> TASK OBJECTIVE: Search the listing below for the string "components" and show each line that contains it.

━━━ INFORMATION PROVIDED ━━━

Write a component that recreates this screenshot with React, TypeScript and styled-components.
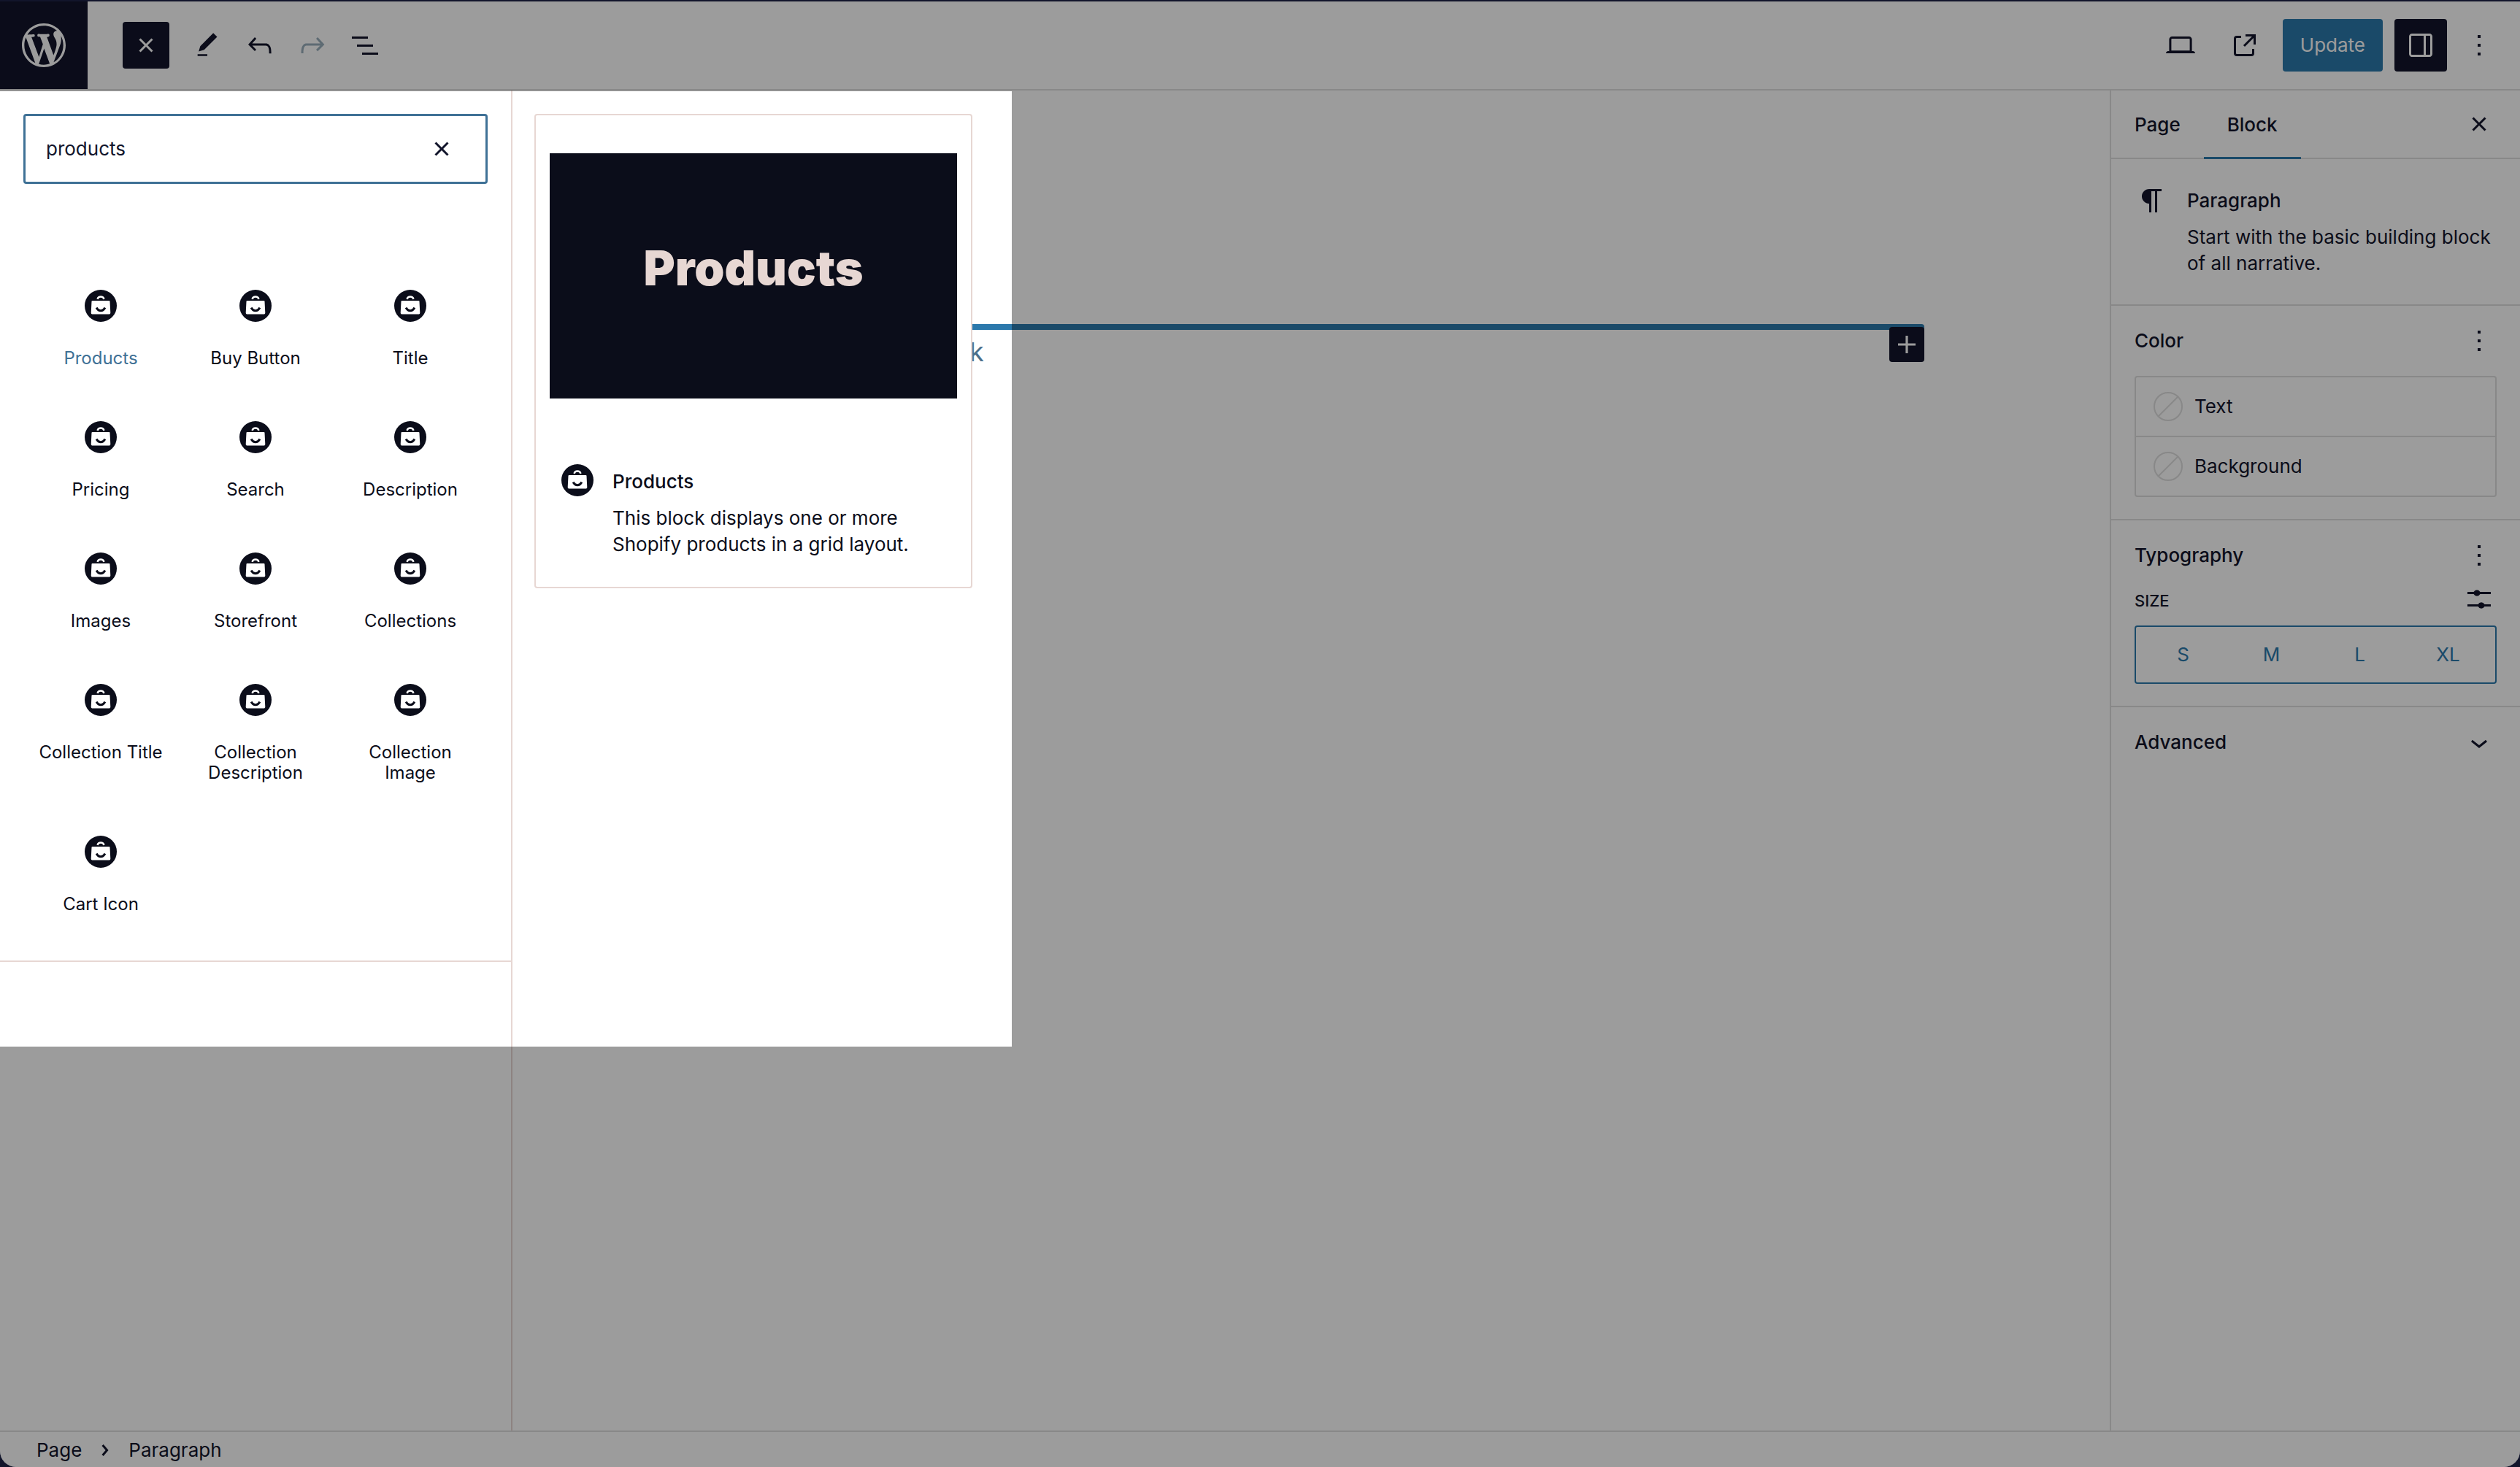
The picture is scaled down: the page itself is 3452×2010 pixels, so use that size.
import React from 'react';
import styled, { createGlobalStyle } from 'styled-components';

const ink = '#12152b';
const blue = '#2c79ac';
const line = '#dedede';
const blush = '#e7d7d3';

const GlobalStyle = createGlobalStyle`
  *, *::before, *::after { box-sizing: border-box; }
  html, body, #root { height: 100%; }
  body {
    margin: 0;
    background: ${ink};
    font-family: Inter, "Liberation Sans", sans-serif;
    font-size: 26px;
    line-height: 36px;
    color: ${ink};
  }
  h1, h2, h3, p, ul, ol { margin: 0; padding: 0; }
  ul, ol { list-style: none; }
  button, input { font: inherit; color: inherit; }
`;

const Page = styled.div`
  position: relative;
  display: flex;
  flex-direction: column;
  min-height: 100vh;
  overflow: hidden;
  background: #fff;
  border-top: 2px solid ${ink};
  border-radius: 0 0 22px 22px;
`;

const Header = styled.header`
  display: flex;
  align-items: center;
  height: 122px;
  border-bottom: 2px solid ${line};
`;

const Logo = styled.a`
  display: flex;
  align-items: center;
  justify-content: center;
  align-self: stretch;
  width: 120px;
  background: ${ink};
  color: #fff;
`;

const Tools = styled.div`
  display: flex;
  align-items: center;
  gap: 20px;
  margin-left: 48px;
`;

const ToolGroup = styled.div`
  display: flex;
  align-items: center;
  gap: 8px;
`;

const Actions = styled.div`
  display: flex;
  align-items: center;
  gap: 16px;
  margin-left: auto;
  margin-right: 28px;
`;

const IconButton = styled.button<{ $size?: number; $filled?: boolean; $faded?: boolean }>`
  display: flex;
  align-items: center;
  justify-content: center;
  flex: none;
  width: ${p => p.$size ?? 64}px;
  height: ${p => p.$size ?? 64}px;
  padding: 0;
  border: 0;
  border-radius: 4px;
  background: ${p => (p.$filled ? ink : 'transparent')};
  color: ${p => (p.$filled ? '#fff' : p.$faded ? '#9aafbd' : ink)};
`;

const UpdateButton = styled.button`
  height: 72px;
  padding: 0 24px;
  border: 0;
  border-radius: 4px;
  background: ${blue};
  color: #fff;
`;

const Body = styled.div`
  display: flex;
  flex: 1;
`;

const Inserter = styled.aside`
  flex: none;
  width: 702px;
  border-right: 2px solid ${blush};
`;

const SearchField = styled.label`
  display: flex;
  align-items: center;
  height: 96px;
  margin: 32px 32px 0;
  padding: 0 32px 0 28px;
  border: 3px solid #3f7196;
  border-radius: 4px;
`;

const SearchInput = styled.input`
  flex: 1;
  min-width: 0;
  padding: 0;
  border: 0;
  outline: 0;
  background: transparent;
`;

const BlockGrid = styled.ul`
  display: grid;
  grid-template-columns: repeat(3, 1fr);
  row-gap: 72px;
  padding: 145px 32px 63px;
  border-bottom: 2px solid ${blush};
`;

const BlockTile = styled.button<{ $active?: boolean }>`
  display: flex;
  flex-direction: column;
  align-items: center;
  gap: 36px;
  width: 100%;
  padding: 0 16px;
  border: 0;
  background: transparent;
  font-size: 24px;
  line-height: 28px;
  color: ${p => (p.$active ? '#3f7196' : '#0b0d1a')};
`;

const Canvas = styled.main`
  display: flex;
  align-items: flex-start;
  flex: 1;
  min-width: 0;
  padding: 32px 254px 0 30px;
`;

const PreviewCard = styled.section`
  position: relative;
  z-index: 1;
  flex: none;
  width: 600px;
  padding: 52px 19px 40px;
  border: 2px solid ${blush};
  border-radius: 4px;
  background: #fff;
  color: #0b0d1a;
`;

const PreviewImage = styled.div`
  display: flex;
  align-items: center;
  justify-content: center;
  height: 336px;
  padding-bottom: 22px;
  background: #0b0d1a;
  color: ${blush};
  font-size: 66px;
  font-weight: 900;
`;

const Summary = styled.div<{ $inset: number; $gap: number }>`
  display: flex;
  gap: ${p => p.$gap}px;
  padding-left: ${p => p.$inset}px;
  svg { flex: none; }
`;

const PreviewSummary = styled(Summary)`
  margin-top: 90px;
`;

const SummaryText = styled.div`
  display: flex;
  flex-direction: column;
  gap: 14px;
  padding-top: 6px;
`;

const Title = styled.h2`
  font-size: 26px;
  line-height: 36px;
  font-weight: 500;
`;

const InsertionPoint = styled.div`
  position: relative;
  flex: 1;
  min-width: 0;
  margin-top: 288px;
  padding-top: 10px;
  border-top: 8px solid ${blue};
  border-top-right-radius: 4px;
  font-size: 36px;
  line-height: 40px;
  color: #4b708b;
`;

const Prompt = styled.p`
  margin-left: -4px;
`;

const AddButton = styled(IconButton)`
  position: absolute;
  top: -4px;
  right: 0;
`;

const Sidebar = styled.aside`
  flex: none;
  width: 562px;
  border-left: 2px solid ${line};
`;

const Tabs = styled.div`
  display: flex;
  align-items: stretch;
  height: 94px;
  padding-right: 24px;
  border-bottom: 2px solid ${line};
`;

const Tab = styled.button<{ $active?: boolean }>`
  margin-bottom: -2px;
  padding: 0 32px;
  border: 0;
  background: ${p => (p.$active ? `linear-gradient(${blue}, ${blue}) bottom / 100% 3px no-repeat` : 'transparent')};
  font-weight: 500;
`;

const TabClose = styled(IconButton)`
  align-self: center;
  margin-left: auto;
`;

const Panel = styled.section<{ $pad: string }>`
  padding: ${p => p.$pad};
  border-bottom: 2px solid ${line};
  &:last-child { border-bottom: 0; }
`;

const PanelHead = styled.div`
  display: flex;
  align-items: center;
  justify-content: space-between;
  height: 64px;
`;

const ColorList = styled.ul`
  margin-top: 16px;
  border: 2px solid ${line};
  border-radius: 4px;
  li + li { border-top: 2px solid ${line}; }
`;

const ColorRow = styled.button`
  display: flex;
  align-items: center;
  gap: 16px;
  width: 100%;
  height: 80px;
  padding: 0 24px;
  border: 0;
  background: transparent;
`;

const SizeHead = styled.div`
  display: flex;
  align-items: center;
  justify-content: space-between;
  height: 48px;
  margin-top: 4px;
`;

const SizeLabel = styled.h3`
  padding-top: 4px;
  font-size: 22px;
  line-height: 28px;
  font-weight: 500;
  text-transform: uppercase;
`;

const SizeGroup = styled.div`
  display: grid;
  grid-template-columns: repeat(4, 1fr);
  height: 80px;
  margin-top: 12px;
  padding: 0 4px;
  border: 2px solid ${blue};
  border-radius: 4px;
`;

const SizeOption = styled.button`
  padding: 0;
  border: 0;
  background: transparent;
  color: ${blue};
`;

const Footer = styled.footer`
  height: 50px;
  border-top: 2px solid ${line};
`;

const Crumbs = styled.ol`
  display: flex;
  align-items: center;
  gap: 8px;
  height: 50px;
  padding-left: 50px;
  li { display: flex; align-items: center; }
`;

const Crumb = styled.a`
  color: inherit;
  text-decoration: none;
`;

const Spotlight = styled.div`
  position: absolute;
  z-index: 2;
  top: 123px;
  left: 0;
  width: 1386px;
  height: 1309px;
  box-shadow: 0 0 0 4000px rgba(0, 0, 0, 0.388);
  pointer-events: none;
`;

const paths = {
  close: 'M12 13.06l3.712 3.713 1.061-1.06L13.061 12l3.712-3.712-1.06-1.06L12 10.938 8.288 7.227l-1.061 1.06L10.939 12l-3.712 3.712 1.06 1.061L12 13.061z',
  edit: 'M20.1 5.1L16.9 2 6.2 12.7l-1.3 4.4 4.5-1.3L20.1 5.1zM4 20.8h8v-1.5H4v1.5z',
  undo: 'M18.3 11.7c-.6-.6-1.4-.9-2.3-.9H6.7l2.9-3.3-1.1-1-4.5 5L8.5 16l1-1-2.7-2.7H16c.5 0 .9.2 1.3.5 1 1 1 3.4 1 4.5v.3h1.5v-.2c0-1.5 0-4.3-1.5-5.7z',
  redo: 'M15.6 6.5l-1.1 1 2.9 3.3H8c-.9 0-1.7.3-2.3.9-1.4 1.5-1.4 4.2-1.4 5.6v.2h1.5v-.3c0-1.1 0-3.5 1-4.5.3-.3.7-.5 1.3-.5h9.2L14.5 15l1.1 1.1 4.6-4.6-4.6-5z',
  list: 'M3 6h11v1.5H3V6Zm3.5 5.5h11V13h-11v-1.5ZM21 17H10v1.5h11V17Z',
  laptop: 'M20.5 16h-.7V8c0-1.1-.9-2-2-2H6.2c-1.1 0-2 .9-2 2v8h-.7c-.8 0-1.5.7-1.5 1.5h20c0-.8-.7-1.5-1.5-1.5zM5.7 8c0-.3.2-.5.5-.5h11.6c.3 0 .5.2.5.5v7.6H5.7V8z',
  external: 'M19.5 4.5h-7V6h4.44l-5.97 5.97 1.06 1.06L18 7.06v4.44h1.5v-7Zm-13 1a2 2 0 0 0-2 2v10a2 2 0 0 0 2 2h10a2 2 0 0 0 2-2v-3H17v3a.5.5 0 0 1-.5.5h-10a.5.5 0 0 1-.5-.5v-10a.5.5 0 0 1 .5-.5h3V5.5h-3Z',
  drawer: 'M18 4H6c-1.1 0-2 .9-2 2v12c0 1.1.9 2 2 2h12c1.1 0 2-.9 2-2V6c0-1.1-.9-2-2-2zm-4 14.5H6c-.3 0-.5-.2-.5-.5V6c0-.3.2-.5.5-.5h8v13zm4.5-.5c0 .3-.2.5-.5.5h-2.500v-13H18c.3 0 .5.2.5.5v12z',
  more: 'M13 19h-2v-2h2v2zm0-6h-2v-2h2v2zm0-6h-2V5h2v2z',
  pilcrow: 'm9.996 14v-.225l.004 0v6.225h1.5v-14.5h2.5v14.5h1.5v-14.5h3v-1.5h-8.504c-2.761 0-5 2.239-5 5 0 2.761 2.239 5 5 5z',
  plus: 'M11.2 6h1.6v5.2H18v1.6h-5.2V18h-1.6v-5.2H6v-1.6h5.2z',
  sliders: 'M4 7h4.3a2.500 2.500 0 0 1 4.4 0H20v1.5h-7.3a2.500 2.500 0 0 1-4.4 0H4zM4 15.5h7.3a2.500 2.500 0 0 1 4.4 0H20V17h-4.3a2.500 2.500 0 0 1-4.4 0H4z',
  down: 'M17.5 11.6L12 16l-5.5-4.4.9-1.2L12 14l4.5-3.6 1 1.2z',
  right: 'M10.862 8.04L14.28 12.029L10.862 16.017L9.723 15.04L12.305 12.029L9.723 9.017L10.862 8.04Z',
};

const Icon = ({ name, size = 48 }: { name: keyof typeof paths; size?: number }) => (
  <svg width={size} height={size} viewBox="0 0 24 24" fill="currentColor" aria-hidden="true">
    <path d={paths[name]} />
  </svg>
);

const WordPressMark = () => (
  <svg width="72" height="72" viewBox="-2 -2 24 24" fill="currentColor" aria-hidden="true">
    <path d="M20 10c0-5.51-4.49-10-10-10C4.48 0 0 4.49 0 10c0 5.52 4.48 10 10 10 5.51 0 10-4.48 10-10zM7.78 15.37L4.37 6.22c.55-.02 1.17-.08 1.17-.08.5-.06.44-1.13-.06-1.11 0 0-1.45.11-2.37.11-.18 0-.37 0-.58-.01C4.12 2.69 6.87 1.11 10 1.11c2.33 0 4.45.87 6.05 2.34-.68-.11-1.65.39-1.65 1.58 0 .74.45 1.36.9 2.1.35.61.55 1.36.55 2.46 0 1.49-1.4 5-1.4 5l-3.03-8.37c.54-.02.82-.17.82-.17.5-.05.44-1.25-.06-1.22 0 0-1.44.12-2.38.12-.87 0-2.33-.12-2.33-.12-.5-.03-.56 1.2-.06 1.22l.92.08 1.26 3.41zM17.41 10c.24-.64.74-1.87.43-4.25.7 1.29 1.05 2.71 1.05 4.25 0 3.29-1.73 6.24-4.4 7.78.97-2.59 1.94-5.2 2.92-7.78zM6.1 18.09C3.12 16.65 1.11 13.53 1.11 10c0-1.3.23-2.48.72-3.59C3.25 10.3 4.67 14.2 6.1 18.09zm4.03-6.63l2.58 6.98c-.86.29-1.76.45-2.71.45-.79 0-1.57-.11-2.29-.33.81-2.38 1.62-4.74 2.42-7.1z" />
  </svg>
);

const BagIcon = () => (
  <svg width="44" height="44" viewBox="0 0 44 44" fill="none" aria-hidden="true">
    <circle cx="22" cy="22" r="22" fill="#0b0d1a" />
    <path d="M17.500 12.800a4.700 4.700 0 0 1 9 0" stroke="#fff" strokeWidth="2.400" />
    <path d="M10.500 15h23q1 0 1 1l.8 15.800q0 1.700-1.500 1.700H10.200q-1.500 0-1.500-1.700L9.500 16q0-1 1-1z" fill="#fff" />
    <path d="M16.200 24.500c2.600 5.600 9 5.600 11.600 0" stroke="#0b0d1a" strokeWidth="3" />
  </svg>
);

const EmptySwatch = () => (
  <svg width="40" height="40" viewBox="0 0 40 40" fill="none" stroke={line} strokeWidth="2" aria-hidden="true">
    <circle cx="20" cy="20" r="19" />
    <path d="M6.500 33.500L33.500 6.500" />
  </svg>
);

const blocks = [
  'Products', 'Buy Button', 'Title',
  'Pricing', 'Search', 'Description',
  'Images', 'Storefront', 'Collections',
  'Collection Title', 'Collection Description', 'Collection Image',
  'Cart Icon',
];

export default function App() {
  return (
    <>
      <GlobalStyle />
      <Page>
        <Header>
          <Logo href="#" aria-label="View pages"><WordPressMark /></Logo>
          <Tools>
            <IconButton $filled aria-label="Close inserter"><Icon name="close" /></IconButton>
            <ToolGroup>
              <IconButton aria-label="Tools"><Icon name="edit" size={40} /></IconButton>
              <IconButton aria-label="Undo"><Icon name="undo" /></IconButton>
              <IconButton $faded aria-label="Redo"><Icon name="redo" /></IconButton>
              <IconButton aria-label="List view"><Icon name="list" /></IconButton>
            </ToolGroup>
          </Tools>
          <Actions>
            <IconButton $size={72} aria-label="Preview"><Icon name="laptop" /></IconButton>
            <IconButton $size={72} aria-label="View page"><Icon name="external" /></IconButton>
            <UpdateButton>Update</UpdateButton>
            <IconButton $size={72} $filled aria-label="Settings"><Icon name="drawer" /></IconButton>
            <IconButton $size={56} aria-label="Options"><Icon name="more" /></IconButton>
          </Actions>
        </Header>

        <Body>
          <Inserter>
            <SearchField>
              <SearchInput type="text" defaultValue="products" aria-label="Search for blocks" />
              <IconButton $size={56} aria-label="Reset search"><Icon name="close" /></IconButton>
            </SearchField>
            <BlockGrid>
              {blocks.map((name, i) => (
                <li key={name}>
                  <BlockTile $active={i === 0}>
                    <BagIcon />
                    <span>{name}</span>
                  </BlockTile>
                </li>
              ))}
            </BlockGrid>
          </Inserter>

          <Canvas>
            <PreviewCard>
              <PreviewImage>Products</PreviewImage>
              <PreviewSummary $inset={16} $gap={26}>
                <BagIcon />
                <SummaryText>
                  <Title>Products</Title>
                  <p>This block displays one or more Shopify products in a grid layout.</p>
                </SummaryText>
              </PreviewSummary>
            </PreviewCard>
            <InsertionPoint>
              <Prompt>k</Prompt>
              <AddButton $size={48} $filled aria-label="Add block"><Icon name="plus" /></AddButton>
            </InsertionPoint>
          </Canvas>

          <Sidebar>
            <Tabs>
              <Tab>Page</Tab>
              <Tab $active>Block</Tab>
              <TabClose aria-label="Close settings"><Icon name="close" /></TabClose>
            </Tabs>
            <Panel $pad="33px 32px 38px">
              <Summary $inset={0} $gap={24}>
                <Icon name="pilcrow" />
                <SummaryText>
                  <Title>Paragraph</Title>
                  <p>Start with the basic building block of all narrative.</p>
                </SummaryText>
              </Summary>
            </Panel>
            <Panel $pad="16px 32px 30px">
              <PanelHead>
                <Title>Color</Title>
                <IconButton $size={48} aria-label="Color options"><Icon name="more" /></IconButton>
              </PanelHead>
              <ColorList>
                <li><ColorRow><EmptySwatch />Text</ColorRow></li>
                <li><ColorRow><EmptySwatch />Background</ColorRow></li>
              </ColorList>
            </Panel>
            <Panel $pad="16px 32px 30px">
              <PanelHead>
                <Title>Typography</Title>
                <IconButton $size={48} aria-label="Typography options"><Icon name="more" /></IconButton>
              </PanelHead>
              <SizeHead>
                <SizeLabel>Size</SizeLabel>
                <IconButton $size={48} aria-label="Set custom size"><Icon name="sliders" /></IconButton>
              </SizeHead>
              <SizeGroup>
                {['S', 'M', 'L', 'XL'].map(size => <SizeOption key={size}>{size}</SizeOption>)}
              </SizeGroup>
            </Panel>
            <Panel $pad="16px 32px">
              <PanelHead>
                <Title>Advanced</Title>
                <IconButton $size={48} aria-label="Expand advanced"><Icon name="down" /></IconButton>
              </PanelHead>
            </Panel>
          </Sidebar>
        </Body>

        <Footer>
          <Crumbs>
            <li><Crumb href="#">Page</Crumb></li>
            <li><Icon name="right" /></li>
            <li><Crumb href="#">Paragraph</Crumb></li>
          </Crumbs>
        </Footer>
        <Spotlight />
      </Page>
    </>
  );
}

━━━

> FULL OUTPUT:
Write a component that recreates this screenshot with React, TypeScript and styled-components.
import styled, { createGlobalStyle } from 'styled-components';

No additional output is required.